_STATED PROBLEM_
Make an exact copy of the lines, leaving the pictures out.

↓↓↓

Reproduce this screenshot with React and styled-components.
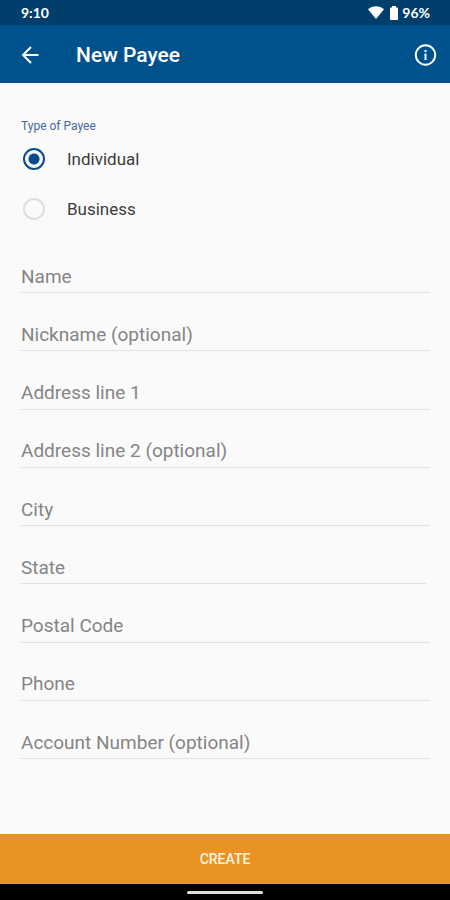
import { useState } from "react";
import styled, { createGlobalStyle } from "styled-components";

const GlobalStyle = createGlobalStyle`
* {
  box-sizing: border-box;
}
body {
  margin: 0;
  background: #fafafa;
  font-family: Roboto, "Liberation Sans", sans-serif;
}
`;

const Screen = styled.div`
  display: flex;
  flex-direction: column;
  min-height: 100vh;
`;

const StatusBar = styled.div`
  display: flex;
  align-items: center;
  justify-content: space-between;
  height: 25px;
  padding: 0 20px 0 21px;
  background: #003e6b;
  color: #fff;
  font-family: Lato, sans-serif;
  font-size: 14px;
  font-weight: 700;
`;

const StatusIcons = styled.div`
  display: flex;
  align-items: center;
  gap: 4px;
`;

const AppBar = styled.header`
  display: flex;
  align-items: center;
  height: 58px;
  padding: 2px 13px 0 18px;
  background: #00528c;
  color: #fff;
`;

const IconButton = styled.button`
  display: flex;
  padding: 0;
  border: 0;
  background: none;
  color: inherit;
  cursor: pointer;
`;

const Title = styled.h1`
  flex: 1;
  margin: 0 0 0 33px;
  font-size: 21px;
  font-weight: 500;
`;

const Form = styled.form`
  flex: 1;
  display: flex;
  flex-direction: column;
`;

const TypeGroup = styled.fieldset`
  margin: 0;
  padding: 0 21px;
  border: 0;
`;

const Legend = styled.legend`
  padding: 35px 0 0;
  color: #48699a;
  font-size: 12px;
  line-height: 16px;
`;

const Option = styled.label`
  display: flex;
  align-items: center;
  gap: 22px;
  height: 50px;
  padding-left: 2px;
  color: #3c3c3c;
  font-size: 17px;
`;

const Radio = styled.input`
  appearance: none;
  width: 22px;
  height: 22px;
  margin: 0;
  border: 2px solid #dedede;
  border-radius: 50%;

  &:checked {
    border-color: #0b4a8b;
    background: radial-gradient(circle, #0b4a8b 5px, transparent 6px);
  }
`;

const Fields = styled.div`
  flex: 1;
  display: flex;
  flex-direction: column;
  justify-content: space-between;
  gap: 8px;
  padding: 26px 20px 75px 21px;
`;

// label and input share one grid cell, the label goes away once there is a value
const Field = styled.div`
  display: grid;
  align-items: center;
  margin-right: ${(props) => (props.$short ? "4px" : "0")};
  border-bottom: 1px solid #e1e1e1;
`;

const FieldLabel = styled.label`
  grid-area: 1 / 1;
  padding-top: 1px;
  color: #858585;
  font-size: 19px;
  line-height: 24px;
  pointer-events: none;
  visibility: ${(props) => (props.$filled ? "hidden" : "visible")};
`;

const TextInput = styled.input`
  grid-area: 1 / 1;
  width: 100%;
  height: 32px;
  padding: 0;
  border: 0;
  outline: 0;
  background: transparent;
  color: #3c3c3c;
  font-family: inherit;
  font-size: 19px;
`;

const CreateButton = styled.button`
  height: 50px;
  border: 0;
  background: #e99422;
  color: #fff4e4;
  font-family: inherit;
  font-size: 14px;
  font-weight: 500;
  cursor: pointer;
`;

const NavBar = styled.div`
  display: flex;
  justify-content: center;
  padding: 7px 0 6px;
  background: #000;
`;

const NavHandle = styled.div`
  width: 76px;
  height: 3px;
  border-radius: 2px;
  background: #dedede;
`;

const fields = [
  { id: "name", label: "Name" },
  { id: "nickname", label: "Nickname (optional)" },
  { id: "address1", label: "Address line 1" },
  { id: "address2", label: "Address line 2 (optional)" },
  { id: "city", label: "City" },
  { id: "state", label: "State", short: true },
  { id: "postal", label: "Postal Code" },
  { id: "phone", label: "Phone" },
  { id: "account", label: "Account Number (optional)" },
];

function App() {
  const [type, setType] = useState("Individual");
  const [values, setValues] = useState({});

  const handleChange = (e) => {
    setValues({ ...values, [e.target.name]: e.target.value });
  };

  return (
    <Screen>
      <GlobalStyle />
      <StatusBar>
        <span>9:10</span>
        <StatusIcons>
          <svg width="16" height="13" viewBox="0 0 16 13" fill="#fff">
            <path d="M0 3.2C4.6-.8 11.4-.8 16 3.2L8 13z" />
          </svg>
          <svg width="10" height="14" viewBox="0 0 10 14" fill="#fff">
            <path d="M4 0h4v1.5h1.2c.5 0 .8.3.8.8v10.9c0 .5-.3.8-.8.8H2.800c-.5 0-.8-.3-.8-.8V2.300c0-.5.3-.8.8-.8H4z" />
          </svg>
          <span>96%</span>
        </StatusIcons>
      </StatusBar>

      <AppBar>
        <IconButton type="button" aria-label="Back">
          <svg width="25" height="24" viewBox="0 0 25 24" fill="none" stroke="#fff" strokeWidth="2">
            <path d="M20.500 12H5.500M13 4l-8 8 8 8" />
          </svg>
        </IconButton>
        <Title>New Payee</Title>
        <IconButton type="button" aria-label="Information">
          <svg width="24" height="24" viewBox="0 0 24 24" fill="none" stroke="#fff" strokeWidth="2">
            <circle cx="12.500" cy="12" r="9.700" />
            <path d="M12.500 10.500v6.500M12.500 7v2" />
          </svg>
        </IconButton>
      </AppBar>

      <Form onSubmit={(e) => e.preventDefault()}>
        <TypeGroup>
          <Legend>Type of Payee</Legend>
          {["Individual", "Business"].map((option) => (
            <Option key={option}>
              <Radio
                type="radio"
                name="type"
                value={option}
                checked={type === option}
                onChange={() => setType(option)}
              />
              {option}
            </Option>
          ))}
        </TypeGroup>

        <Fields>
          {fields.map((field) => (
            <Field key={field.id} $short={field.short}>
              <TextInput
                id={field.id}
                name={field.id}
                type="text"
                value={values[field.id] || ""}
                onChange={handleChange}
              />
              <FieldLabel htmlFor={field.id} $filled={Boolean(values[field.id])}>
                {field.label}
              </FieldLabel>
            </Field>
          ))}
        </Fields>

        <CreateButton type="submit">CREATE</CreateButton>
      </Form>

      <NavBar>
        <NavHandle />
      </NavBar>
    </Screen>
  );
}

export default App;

↑↑↑

_WORKED SOLUTION_
Reproduce this screenshot with React and styled-components.
import { useState } from "react";
import styled, { createGlobalStyle } from "styled-components";

const GlobalStyle = createGlobalStyle`
* {
  box-sizing: border-box;
}
body {
  margin: 0;
  background: #fafafa;
  font-family: Roboto, "Liberation Sans", sans-serif;
}
`;

const Screen = styled.div`
  display: flex;
  flex-direction: column;
  min-height: 100vh;
`;

const StatusBar = styled.div`
  display: flex;
  align-items: center;
  justify-content: space-between;
  height: 25px;
  padding: 0 20px 0 21px;
  background: #003e6b;
  color: #fff;
  font-family: Lato, sans-serif;
  font-size: 14px;
  font-weight: 700;
`;

const StatusIcons = styled.div`
  display: flex;
  align-items: center;
  gap: 4px;
`;

const AppBar = styled.header`
  display: flex;
  align-items: center;
  height: 58px;
  padding: 2px 13px 0 18px;
  background: #00528c;
  color: #fff;
`;

const IconButton = styled.button`
  display: flex;
  padding: 0;
  border: 0;
  background: none;
  color: inherit;
  cursor: pointer;
`;

const Title = styled.h1`
  flex: 1;
  margin: 0 0 0 33px;
  font-size: 21px;
  font-weight: 500;
`;

const Form = styled.form`
  flex: 1;
  display: flex;
  flex-direction: column;
`;

const TypeGroup = styled.fieldset`
  margin: 0;
  padding: 0 21px;
  border: 0;
`;

const Legend = styled.legend`
  padding: 35px 0 0;
  color: #48699a;
  font-size: 12px;
  line-height: 16px;
`;

const Option = styled.label`
  display: flex;
  align-items: center;
  gap: 22px;
  height: 50px;
  padding-left: 2px;
  color: #3c3c3c;
  font-size: 17px;
`;

const Radio = styled.input`
  appearance: none;
  width: 22px;
  height: 22px;
  margin: 0;
  border: 2px solid #dedede;
  border-radius: 50%;

  &:checked {
    border-color: #0b4a8b;
    background: radial-gradient(circle, #0b4a8b 5px, transparent 6px);
  }
`;

const Fields = styled.div`
  flex: 1;
  display: flex;
  flex-direction: column;
  justify-content: space-between;
  gap: 8px;
  padding: 26px 20px 75px 21px;
`;

// label and input share one grid cell, the label goes away once there is a value
const Field = styled.div`
  display: grid;
  align-items: center;
  margin-right: ${(props) => (props.$short ? "4px" : "0")};
  border-bottom: 1px solid #e1e1e1;
`;

const FieldLabel = styled.label`
  grid-area: 1 / 1;
  padding-top: 1px;
  color: #858585;
  font-size: 19px;
  line-height: 24px;
  pointer-events: none;
  visibility: ${(props) => (props.$filled ? "hidden" : "visible")};
`;

const TextInput = styled.input`
  grid-area: 1 / 1;
  width: 100%;
  height: 32px;
  padding: 0;
  border: 0;
  outline: 0;
  background: transparent;
  color: #3c3c3c;
  font-family: inherit;
  font-size: 19px;
`;

const CreateButton = styled.button`
  height: 50px;
  border: 0;
  background: #e99422;
  color: #fff4e4;
  font-family: inherit;
  font-size: 14px;
  font-weight: 500;
  cursor: pointer;
`;

const NavBar = styled.div`
  display: flex;
  justify-content: center;
  padding: 7px 0 6px;
  background: #000;
`;

const NavHandle = styled.div`
  width: 76px;
  height: 3px;
  border-radius: 2px;
  background: #dedede;
`;

const fields = [
  { id: "name", label: "Name" },
  { id: "nickname", label: "Nickname (optional)" },
  { id: "address1", label: "Address line 1" },
  { id: "address2", label: "Address line 2 (optional)" },
  { id: "city", label: "City" },
  { id: "state", label: "State", short: true },
  { id: "postal", label: "Postal Code" },
  { id: "phone", label: "Phone" },
  { id: "account", label: "Account Number (optional)" },
];

function App() {
  const [type, setType] = useState("Individual");
  const [values, setValues] = useState({});

  const handleChange = (e) => {
    setValues({ ...values, [e.target.name]: e.target.value });
  };

  return (
    <Screen>
      <GlobalStyle />
      <StatusBar>
        <span>9:10</span>
        <StatusIcons>
          <svg width="16" height="13" viewBox="0 0 16 13" fill="#fff">
            <path d="M0 3.2C4.6-.8 11.4-.8 16 3.2L8 13z" />
          </svg>
          <svg width="10" height="14" viewBox="0 0 10 14" fill="#fff">
            <path d="M4 0h4v1.5h1.2c.5 0 .8.3.8.8v10.9c0 .5-.3.8-.8.8H2.800c-.5 0-.8-.3-.8-.8V2.300c0-.5.3-.8.8-.8H4z" />
          </svg>
          <span>96%</span>
        </StatusIcons>
      </StatusBar>

      <AppBar>
        <IconButton type="button" aria-label="Back">
          <svg width="25" height="24" viewBox="0 0 25 24" fill="none" stroke="#fff" strokeWidth="2">
            <path d="M20.500 12H5.500M13 4l-8 8 8 8" />
          </svg>
        </IconButton>
        <Title>New Payee</Title>
        <IconButton type="button" aria-label="Information">
          <svg width="24" height="24" viewBox="0 0 24 24" fill="none" stroke="#fff" strokeWidth="2">
            <circle cx="12.500" cy="12" r="9.700" />
            <path d="M12.500 10.500v6.500M12.500 7v2" />
          </svg>
        </IconButton>
      </AppBar>

      <Form onSubmit={(e) => e.preventDefault()}>
        <TypeGroup>
          <Legend>Type of Payee</Legend>
          {["Individual", "Business"].map((option) => (
            <Option key={option}>
              <Radio
                type="radio"
                name="type"
                value={option}
                checked={type === option}
                onChange={() => setType(option)}
              />
              {option}
            </Option>
          ))}
        </TypeGroup>

        <Fields>
          {fields.map((field) => (
            <Field key={field.id} $short={field.short}>
              <TextInput
                id={field.id}
                name={field.id}
                type="text"
                value={values[field.id] || ""}
                onChange={handleChange}
              />
              <FieldLabel htmlFor={field.id} $filled={Boolean(values[field.id])}>
                {field.label}
              </FieldLabel>
            </Field>
          ))}
        </Fields>

        <CreateButton type="submit">CREATE</CreateButton>
      </Form>

      <NavBar>
        <NavHandle />
      </NavBar>
    </Screen>
  );
}

export default App;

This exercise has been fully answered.